Au fond, elle veut démontrer que la solidarité est un vecteur de compétitivité des entreprises. Pourtant, il y a un paradoxe apparent, car notre définition de la solidarité est issue d’une société qui n’existe plus. Ségolène Royal repense les termes classiques des valeurs de gauche dans une société d’individus, ouverte, mondialisée. Ce modèle est novateur et elle doit réussir à transformer le PS et les socialistes qui sont assez rétrogrades sur le sujet.

Pour aboutir à quel modèle social ?

Un modèle à la fois très français, mais inspiré de ce qui se fait ailleurs en Europe, notamment avec la fin de l’Etat jacobin.
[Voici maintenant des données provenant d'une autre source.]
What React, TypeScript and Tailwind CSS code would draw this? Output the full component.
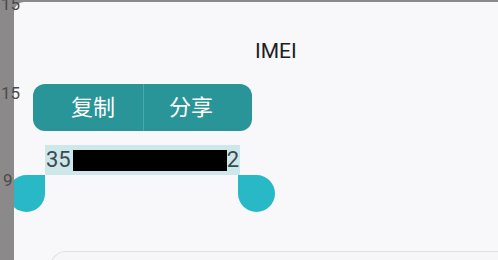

Mais il n’y a pas d’importation pure et simple d’un modèle social ou d’un autre, parce qu’il est inimaginable d’avoir le niveau très haut de prélèvements obligatoires qui sous-tend les systèmes nordiques. On ne peut pas non plus imaginer complètement liquider l’Etat, comme les Anglo-Saxons l’ont fait. A chaque fois, ses inspirations sont fortes, mais elle est assez révolutionnaire. Elle revisite les valeurs de gauche.